START

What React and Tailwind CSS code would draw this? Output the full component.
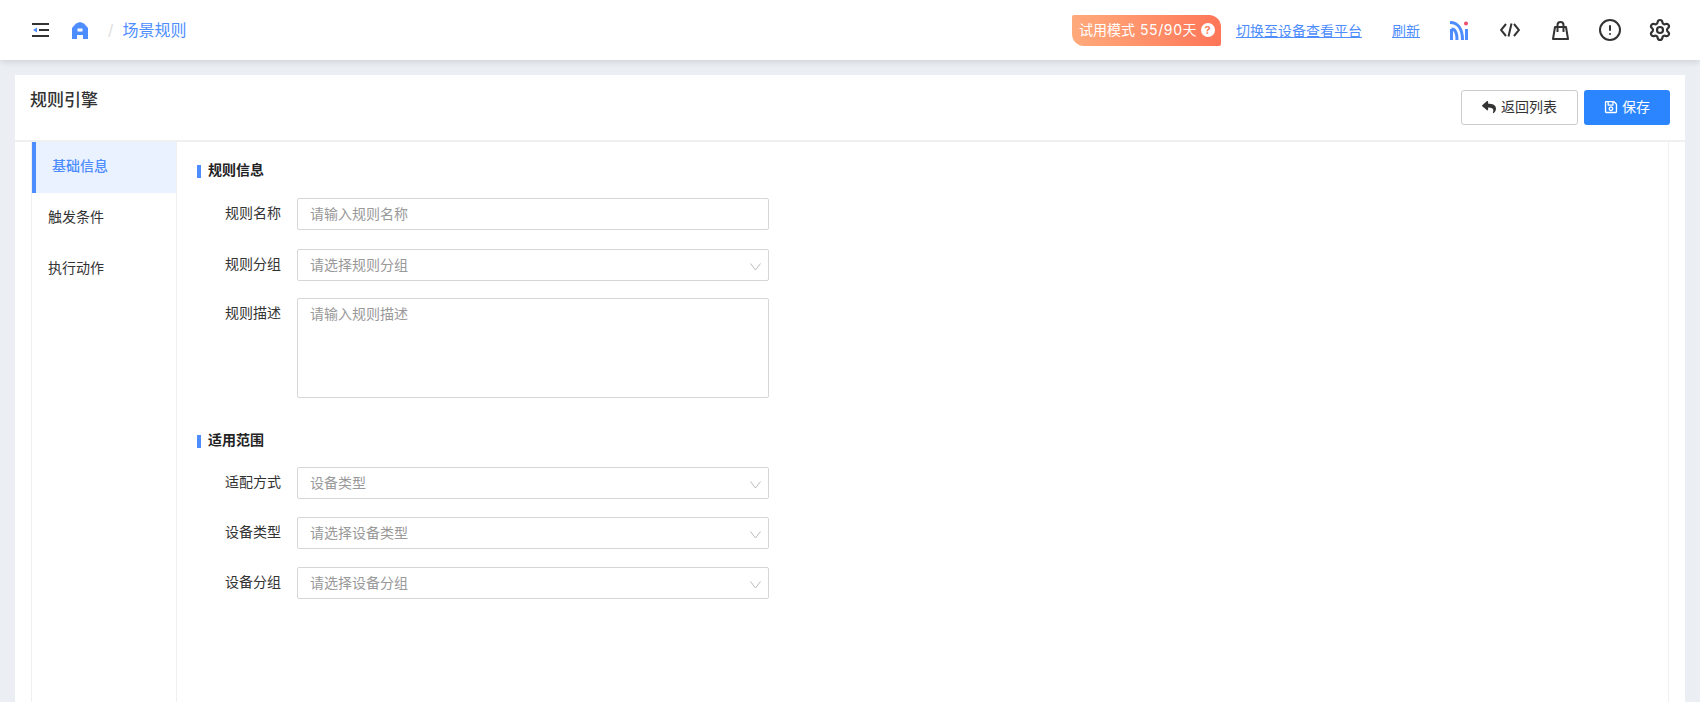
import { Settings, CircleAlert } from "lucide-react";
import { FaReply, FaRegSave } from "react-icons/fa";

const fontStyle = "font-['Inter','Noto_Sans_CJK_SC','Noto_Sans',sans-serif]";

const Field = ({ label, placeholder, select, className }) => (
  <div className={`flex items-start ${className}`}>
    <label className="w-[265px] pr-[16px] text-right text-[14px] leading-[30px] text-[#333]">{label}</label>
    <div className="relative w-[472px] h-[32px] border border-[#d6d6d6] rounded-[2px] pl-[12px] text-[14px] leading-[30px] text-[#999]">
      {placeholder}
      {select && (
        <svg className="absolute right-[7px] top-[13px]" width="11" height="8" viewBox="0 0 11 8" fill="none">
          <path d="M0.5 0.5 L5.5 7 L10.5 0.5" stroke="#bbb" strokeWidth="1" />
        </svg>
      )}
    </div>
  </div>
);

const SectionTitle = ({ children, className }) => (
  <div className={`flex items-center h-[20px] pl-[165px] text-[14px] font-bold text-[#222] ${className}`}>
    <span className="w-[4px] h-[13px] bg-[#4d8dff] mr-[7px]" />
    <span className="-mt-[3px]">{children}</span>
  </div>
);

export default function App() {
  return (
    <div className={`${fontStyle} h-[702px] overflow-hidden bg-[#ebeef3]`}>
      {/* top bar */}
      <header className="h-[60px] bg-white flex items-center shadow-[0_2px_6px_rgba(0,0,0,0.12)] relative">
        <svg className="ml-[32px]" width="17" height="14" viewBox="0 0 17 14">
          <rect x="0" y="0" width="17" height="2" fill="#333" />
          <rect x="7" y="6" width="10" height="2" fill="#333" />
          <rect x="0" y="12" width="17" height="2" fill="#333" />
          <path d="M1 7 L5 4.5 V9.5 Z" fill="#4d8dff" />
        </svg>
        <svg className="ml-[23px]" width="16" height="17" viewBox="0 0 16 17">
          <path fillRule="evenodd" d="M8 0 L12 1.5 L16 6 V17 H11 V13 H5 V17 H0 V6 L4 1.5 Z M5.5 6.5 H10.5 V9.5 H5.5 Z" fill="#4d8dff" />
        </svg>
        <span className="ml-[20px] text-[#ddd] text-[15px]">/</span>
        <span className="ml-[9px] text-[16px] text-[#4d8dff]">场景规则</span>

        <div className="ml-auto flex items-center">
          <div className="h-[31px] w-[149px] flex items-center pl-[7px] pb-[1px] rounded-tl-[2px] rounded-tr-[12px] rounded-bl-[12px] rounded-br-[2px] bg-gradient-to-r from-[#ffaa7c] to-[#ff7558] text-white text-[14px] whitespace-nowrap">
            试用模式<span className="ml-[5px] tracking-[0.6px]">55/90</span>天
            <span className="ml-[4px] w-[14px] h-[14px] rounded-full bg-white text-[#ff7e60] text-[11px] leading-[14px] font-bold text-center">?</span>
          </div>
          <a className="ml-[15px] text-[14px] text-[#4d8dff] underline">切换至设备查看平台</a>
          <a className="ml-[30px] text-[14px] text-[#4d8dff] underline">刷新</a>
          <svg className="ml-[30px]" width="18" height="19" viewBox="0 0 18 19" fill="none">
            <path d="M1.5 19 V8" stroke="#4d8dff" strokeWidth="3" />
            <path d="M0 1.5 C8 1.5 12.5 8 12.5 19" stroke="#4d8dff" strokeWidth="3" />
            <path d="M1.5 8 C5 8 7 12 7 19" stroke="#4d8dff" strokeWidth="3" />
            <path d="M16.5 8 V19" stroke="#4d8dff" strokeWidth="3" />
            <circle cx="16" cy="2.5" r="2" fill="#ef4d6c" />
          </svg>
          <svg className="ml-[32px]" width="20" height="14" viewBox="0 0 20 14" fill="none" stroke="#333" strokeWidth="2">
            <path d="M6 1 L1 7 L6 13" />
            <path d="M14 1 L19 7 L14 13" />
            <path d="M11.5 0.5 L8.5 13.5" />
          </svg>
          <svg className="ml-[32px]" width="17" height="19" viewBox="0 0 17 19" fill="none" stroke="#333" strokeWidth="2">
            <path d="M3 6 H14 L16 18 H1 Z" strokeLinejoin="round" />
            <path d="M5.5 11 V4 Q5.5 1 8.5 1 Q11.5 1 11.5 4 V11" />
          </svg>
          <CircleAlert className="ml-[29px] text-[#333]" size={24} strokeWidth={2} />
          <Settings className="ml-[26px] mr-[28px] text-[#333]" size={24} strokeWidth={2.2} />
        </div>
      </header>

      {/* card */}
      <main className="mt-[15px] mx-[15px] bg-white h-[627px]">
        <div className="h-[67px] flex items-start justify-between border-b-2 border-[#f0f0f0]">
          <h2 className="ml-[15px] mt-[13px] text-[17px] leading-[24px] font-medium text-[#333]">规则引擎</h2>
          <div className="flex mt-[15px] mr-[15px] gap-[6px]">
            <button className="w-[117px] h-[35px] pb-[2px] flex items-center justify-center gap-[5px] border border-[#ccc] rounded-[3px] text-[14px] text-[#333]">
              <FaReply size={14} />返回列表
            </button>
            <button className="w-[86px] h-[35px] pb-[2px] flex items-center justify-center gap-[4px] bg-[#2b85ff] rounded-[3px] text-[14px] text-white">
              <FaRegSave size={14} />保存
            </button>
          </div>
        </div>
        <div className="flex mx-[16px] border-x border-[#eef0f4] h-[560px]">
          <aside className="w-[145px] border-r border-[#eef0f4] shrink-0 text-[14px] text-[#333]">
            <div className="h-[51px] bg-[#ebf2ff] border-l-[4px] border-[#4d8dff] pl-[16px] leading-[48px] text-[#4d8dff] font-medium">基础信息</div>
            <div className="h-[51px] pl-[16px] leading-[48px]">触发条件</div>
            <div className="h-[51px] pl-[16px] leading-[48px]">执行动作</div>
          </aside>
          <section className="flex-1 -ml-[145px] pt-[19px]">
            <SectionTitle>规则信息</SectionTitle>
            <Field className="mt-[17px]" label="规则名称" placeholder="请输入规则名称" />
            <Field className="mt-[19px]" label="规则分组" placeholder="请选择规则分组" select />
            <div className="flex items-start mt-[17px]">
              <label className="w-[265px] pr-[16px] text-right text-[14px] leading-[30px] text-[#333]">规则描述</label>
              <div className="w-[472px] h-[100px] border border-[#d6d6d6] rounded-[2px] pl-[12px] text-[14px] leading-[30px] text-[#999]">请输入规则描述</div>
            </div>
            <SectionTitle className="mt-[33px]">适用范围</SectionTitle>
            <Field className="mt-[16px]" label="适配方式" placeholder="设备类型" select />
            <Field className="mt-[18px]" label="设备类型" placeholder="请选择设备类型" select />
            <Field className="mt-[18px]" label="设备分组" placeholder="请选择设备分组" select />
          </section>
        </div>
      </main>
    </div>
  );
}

END

:: Exercise prompt ::
Print the full listing exactly, dropping the pictures.

:: Problem solution ::
What React and Tailwind CSS code would draw this? Output the full component.
import { Settings, CircleAlert } from "lucide-react";
import { FaReply, FaRegSave } from "react-icons/fa";

const fontStyle = "font-['Inter','Noto_Sans_CJK_SC','Noto_Sans',sans-serif]";

const Field = ({ label, placeholder, select, className }) => (
  <div className={`flex items-start ${className}`}>
    <label className="w-[265px] pr-[16px] text-right text-[14px] leading-[30px] text-[#333]">{label}</label>
    <div className="relative w-[472px] h-[32px] border border-[#d6d6d6] rounded-[2px] pl-[12px] text-[14px] leading-[30px] text-[#999]">
      {placeholder}
      {select && (
        <svg className="absolute right-[7px] top-[13px]" width="11" height="8" viewBox="0 0 11 8" fill="none">
          <path d="M0.5 0.5 L5.5 7 L10.5 0.5" stroke="#bbb" strokeWidth="1" />
        </svg>
      )}
    </div>
  </div>
);

const SectionTitle = ({ children, className }) => (
  <div className={`flex items-center h-[20px] pl-[165px] text-[14px] font-bold text-[#222] ${className}`}>
    <span className="w-[4px] h-[13px] bg-[#4d8dff] mr-[7px]" />
    <span className="-mt-[3px]">{children}</span>
  </div>
);

export default function App() {
  return (
    <div className={`${fontStyle} h-[702px] overflow-hidden bg-[#ebeef3]`}>
      {/* top bar */}
      <header className="h-[60px] bg-white flex items-center shadow-[0_2px_6px_rgba(0,0,0,0.12)] relative">
        <svg className="ml-[32px]" width="17" height="14" viewBox="0 0 17 14">
          <rect x="0" y="0" width="17" height="2" fill="#333" />
          <rect x="7" y="6" width="10" height="2" fill="#333" />
          <rect x="0" y="12" width="17" height="2" fill="#333" />
          <path d="M1 7 L5 4.5 V9.5 Z" fill="#4d8dff" />
        </svg>
        <svg className="ml-[23px]" width="16" height="17" viewBox="0 0 16 17">
          <path fillRule="evenodd" d="M8 0 L12 1.5 L16 6 V17 H11 V13 H5 V17 H0 V6 L4 1.5 Z M5.5 6.5 H10.5 V9.5 H5.5 Z" fill="#4d8dff" />
        </svg>
        <span className="ml-[20px] text-[#ddd] text-[15px]">/</span>
        <span className="ml-[9px] text-[16px] text-[#4d8dff]">场景规则</span>

        <div className="ml-auto flex items-center">
          <div className="h-[31px] w-[149px] flex items-center pl-[7px] pb-[1px] rounded-tl-[2px] rounded-tr-[12px] rounded-bl-[12px] rounded-br-[2px] bg-gradient-to-r from-[#ffaa7c] to-[#ff7558] text-white text-[14px] whitespace-nowrap">
            试用模式<span className="ml-[5px] tracking-[0.6px]">55/90</span>天
            <span className="ml-[4px] w-[14px] h-[14px] rounded-full bg-white text-[#ff7e60] text-[11px] leading-[14px] font-bold text-center">?</span>
          </div>
          <a className="ml-[15px] text-[14px] text-[#4d8dff] underline">切换至设备查看平台</a>
          <a className="ml-[30px] text-[14px] text-[#4d8dff] underline">刷新</a>
          <svg className="ml-[30px]" width="18" height="19" viewBox="0 0 18 19" fill="none">
            <path d="M1.5 19 V8" stroke="#4d8dff" strokeWidth="3" />
            <path d="M0 1.5 C8 1.5 12.5 8 12.5 19" stroke="#4d8dff" strokeWidth="3" />
            <path d="M1.5 8 C5 8 7 12 7 19" stroke="#4d8dff" strokeWidth="3" />
            <path d="M16.5 8 V19" stroke="#4d8dff" strokeWidth="3" />
            <circle cx="16" cy="2.5" r="2" fill="#ef4d6c" />
          </svg>
          <svg className="ml-[32px]" width="20" height="14" viewBox="0 0 20 14" fill="none" stroke="#333" strokeWidth="2">
            <path d="M6 1 L1 7 L6 13" />
            <path d="M14 1 L19 7 L14 13" />
            <path d="M11.5 0.5 L8.5 13.5" />
          </svg>
          <svg className="ml-[32px]" width="17" height="19" viewBox="0 0 17 19" fill="none" stroke="#333" strokeWidth="2">
            <path d="M3 6 H14 L16 18 H1 Z" strokeLinejoin="round" />
            <path d="M5.5 11 V4 Q5.5 1 8.5 1 Q11.5 1 11.5 4 V11" />
          </svg>
          <CircleAlert className="ml-[29px] text-[#333]" size={24} strokeWidth={2} />
          <Settings className="ml-[26px] mr-[28px] text-[#333]" size={24} strokeWidth={2.2} />
        </div>
      </header>

      {/* card */}
      <main className="mt-[15px] mx-[15px] bg-white h-[627px]">
        <div className="h-[67px] flex items-start justify-between border-b-2 border-[#f0f0f0]">
          <h2 className="ml-[15px] mt-[13px] text-[17px] leading-[24px] font-medium text-[#333]">规则引擎</h2>
          <div className="flex mt-[15px] mr-[15px] gap-[6px]">
            <button className="w-[117px] h-[35px] pb-[2px] flex items-center justify-center gap-[5px] border border-[#ccc] rounded-[3px] text-[14px] text-[#333]">
              <FaReply size={14} />返回列表
            </button>
            <button className="w-[86px] h-[35px] pb-[2px] flex items-center justify-center gap-[4px] bg-[#2b85ff] rounded-[3px] text-[14px] text-white">
              <FaRegSave size={14} />保存
            </button>
          </div>
        </div>
        <div className="flex mx-[16px] border-x border-[#eef0f4] h-[560px]">
          <aside className="w-[145px] border-r border-[#eef0f4] shrink-0 text-[14px] text-[#333]">
            <div className="h-[51px] bg-[#ebf2ff] border-l-[4px] border-[#4d8dff] pl-[16px] leading-[48px] text-[#4d8dff] font-medium">基础信息</div>
            <div className="h-[51px] pl-[16px] leading-[48px]">触发条件</div>
            <div className="h-[51px] pl-[16px] leading-[48px]">执行动作</div>
          </aside>
          <section className="flex-1 -ml-[145px] pt-[19px]">
            <SectionTitle>规则信息</SectionTitle>
            <Field className="mt-[17px]" label="规则名称" placeholder="请输入规则名称" />
            <Field className="mt-[19px]" label="规则分组" placeholder="请选择规则分组" select />
            <div className="flex items-start mt-[17px]">
              <label className="w-[265px] pr-[16px] text-right text-[14px] leading-[30px] text-[#333]">规则描述</label>
              <div className="w-[472px] h-[100px] border border-[#d6d6d6] rounded-[2px] pl-[12px] text-[14px] leading-[30px] text-[#999]">请输入规则描述</div>
            </div>
            <SectionTitle className="mt-[33px]">适用范围</SectionTitle>
            <Field className="mt-[16px]" label="适配方式" placeholder="设备类型" select />
            <Field className="mt-[18px]" label="设备类型" placeholder="请选择设备类型" select />
            <Field className="mt-[18px]" label="设备分组" placeholder="请选择设备分组" select />
          </section>
        </div>
      </main>
    </div>
  );
}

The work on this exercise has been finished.